Sea lion at Baird Bay in Eyre Peninsula, South Australia.
Visit the Sea lions at Baird Bay. Photo: Getty

The oldest living culture on Earth

No Australian adventure is complete without an opportunity to learn about and connect with the vast history of Australia’s First Peoples. The oldest living culture on Earth, Australia’s Aboriginal culture is multifaceted, with a deep connection to land, sea and spirit at its core.

The Discover Aboriginal Experiences collective offers an extraordinary suite of authentic and meaningful journeys, from one-hour tours to multi-day odysseys, which provide a window of insight into this ancient community. Perhaps the richest of all travel experiences available in Australia, adding an Indigenous experience to any itinerary will leave any traveller with a newfound appreciation and connection to Australia’s ancient natural environment and cultures.

Great legacies of Aussie icons

Australia is a great country and it’s no surprise that it’s also home to some great people. In the Southern Highlands of New South Wales, the Bradman Centre, honours one of Australia’s most famous players, Sir Donald Bradman. The museum contains a vast collection of memorabilia associated with Sir Donald Bradman, and overlooks the oval where The Don began his career.

In Queensland, explore wildlife icon Steve Irwin’s legacy at Australia Zoo. Here, meet some of Australia’s cutest animals, hand-feed kangaroos, meet cockatoos and wombats, and learn all about Australia’s crocodiles.

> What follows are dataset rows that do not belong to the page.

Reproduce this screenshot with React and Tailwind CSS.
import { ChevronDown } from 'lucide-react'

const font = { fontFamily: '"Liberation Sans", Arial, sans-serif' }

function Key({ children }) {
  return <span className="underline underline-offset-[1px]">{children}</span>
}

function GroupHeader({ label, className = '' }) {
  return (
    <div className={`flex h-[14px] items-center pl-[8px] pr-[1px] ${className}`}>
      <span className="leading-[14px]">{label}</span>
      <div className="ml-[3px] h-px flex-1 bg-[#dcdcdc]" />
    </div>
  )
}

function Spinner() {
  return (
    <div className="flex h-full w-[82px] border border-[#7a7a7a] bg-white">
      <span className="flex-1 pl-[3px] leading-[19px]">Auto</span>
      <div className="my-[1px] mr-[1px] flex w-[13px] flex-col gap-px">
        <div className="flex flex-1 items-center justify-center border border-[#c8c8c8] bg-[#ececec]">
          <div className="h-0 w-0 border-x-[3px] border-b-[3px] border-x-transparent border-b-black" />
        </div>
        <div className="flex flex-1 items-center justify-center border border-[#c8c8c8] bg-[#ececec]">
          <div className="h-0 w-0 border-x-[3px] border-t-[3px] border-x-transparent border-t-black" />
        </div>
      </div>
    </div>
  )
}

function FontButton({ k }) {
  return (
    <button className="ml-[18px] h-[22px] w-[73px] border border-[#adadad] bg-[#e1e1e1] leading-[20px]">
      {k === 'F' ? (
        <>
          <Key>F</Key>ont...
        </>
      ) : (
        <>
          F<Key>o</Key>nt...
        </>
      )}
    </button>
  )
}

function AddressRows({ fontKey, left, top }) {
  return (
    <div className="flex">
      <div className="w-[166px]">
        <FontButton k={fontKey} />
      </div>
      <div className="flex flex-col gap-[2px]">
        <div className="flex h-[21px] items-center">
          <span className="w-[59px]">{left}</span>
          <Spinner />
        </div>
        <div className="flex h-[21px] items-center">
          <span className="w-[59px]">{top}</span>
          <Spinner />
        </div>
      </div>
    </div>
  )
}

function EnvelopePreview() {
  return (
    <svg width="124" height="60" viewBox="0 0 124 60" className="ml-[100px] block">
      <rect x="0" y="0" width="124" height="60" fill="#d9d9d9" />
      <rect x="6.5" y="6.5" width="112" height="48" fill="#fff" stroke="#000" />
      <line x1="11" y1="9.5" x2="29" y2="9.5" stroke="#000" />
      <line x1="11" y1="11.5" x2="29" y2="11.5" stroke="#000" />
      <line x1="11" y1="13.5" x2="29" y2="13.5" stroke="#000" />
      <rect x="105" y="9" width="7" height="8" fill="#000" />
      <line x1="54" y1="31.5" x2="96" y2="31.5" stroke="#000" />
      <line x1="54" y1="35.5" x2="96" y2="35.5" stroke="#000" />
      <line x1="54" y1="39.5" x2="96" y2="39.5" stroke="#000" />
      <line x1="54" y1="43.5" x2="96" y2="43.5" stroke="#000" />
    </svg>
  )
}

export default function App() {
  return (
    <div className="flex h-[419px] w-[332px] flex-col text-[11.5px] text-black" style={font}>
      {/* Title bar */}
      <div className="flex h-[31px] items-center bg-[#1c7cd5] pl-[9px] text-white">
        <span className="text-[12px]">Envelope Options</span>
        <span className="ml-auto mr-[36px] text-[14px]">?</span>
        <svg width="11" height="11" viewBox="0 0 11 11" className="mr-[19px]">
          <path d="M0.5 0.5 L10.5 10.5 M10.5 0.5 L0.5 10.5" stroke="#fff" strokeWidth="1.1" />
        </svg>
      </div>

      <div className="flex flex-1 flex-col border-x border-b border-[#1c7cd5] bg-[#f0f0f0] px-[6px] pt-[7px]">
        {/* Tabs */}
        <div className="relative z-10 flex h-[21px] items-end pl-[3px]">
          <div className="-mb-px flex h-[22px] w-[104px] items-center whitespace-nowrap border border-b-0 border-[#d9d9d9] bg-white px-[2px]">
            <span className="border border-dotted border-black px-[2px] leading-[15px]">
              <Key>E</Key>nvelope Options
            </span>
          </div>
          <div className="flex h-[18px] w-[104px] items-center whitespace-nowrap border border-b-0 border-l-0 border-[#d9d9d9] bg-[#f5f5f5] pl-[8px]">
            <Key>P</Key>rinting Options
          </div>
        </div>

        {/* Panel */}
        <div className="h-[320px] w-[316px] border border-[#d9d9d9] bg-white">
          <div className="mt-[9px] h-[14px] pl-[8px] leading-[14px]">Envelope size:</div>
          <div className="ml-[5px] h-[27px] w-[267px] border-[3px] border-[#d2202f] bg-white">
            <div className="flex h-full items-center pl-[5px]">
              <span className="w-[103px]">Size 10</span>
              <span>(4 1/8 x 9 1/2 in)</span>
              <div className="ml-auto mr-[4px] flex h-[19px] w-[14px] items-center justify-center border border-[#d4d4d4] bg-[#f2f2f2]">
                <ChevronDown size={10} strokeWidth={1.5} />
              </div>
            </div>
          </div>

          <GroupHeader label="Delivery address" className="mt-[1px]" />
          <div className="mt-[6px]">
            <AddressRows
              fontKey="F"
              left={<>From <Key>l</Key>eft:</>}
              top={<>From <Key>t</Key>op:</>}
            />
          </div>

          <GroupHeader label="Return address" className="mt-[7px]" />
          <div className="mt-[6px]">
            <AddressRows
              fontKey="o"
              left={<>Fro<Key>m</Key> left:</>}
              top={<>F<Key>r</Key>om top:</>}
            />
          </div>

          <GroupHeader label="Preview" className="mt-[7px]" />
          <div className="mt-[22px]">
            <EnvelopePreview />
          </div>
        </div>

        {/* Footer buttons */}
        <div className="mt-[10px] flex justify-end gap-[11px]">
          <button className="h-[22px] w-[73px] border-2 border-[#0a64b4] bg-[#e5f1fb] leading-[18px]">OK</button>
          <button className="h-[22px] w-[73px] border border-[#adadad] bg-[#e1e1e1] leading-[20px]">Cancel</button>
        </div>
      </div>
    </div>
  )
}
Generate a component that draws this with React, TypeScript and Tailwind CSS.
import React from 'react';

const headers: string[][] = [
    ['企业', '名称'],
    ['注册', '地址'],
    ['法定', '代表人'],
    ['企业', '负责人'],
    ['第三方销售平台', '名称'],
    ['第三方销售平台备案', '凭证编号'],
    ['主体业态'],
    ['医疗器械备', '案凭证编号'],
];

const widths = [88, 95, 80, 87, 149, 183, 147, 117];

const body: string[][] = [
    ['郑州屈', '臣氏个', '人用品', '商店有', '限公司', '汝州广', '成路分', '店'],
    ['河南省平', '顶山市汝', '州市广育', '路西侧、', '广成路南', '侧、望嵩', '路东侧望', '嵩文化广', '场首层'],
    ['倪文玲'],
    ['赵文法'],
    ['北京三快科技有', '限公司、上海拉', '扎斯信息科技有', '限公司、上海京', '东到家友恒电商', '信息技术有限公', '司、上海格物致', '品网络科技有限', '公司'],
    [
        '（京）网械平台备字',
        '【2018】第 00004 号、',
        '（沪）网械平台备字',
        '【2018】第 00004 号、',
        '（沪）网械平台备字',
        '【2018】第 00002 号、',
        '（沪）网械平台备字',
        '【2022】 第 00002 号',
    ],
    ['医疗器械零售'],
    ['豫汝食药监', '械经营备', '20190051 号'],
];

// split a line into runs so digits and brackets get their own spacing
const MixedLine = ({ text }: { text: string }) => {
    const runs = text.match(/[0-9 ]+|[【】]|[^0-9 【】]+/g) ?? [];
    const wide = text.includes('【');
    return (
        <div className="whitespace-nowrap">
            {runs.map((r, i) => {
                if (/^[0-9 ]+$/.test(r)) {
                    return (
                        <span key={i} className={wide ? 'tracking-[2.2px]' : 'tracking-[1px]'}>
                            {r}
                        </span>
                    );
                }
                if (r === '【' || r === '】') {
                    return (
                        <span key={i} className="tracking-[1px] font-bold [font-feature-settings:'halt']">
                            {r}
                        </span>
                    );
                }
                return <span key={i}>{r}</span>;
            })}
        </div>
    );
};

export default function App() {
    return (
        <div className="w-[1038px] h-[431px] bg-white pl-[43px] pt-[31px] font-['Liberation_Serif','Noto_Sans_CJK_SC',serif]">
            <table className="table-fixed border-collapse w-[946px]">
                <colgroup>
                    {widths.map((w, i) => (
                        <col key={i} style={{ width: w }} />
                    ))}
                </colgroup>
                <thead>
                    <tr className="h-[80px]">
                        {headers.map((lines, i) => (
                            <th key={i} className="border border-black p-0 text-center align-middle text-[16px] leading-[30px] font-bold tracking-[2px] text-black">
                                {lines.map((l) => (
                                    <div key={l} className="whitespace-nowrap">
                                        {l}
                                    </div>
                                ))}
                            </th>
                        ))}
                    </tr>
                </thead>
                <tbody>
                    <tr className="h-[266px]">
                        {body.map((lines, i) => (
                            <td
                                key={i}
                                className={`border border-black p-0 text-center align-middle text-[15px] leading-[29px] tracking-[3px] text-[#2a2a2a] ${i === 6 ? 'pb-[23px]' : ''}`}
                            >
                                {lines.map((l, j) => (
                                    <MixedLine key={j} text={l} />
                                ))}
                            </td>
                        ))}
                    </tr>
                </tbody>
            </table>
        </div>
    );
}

At the Australian War Memorial in Australia’s capital, commemorate the sacrifice of Australians who served and died in times of conflict through its huge collection of stories and artefacts. Here, several exhibitions including permanent galleries that cover Australia’s involvement in all major conflicts, and a number of temporary displays reveal the touching stories of these Australian heroes with relics, personal and public records, photographs, sculptures, aircraft, the Roll of Honour and more.